In a Nov. 4 letter, Principal Laurence Pender told Nathan Jones, who had worked as paraprofessional in the fifth grade, that he would not be allowed to attend any middle school basketball games for the rest of the school year.
“You have relinquished your position as basketball coach and are to consider this a formal reprimand,” Pender wrote. “You are hereby directed to refrain from singling out a student and speaking disparagingly of them.”
In addition, the principal wrote that Jones would be enrolled in equity training.
“The bottom line is as a coach for this district, you are to refrain from making comments to or about players of a personal nature,” Pender wrote. “There is no place for that in coaching. Period.”
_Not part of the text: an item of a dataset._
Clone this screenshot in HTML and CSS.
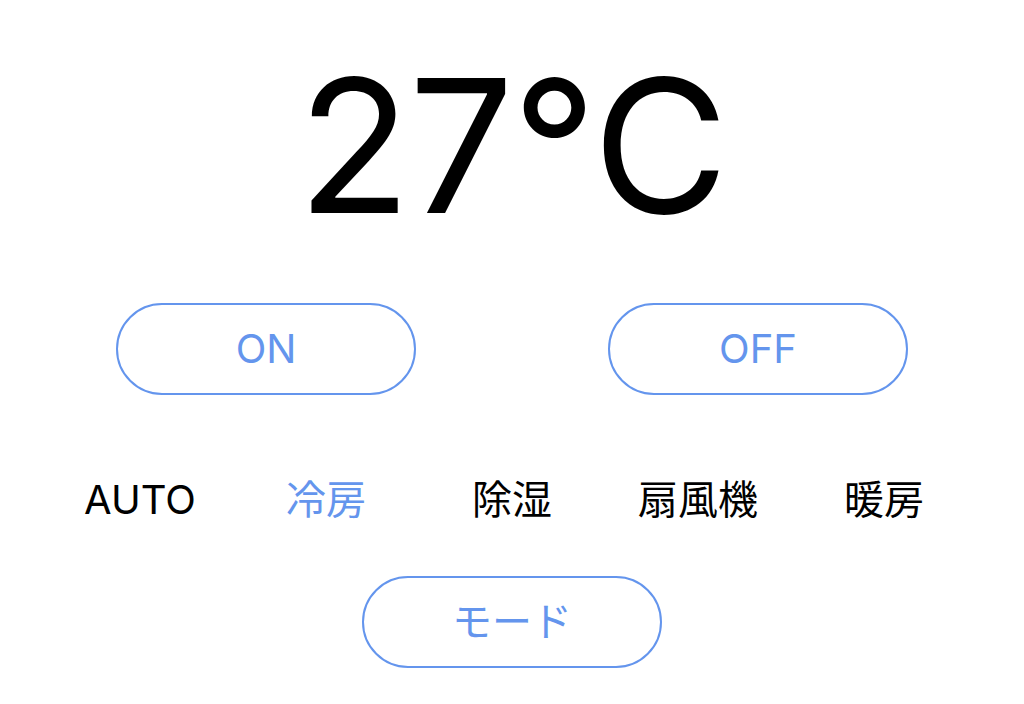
FILE: index.html
```html
<!DOCTYPE html>
<html lang="ja">
<head>
    <meta charset="UTF-8">
    <meta name="viewport" content="width=device-width, initial-scale=1.0">
    <title>エアコン</title>
    <link rel="stylesheet" href="styles.css">
</head>
<body>
    <div class="remote">
        <div class="temp">27°C</div>

        <div class="power">
            <button class="pill">ON</button>
            <button class="pill">OFF</button>
        </div>

        <div class="modes">
            <div class="mode">AUTO</div>
            <div class="mode active">冷房</div>
            <div class="mode">除湿</div>
            <div class="mode">扇風機</div>
            <div class="mode">暖房</div>
        </div>

        <button class="pill">モード</button>
    </div>
</body>
</html>
```

FILE: styles.css
```css
body {
    margin: 0;
    background-color: #fff;
    font-family: Inter, "Noto Sans CJK JP", sans-serif;
    color: #000;
}
.remote {
    display: flex;
    flex-direction: column;
    align-items: center;
    padding-top: 53px;
}
.temp {
    font-size: 186px;
    line-height: 1;
    height: 186px;
    letter-spacing: -2px;
}
.power {
    display: flex;
    gap: 192px;
    margin-top: 64px;
}
.pill {
    box-sizing: border-box;
    width: 300px;
    height: 92px;
    border: 2px solid #6495ed;
    border-radius: 46px;
    background-color: #fff;
    color: #6495ed;
    font-family: Inter, "Noto Sans CJK JP", sans-serif;
    font-size: 40px;
    line-height: 40px;
    padding: 0;
}
.modes {
    display: grid;
    grid-template-columns: repeat(5, 186px);
    margin-top: 85px;
    margin-bottom: 56px;
}
.mode {
    text-align: center;
    font-size: 40px;
    line-height: 40px;
}
.mode.active {
    color: #6495ed;
}
```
The incident in question arose following the Seahawks’ away game in Wewahitchka on Oct. 21. A parent, Denisha Allen Alday, alleged that after the Seahawk victory over the Gators, the team stopped at the McDonald’s restaurant in Port St. Joe, Jones had engaged a group of students in conversation and said “I wouldn’t be surprised if he (the player) came to me and said he was gay.”
Following the initial investigation, Jones had voluntarily stepped down from his position, and was placed on paid administrative leave. A subsequent investigation by Karen Peddie, the district’s director of human resources, had included questioning students from both Franklin County Schools and the Apalachicola Bay Charter School, as well as McDonald’s employees, Pender wrote.
In a written summary that he submitted, Jones said he had sat down with Paul Bankston, the girls middle school basketball coach and discussed how the coaches felt the games had gone.
Jones said after he finished eating, he walked over to six of his players who were sitting together in a booth, five of whom had ridden on the bus.
“As I was approaching their table, I believe that I heard them state and joke inappropriately about (the young man’s) sexuality,” Jones wrote. “So in a moment of lapsed judgement, I reiterated what I believed I heard them say”
Jones said that after reiterating what he believed he had heard, “I told them it was wrong to talk about that. I did not disengage my conversation and continued to talk with them. “
Jones said he was then confronted by the player’s aunt, Mary Richardson, when he tried to leave the restaurant. He said he tried to remove himself from the situation, and then immediately messaged Alday, and told her “That something happened at McDonald’s.”
Jones said he made himself available to Alday to discuss the situation if she wanted, He said he did not hear back from Alday.
After he stepped down from the coaching post the following day, Jones wrote that “after much consideration and reflection, it would have been more favorable to myself, my team and (the young man) had I not reiterated the words but had just told the group of boys to stop discussing another person.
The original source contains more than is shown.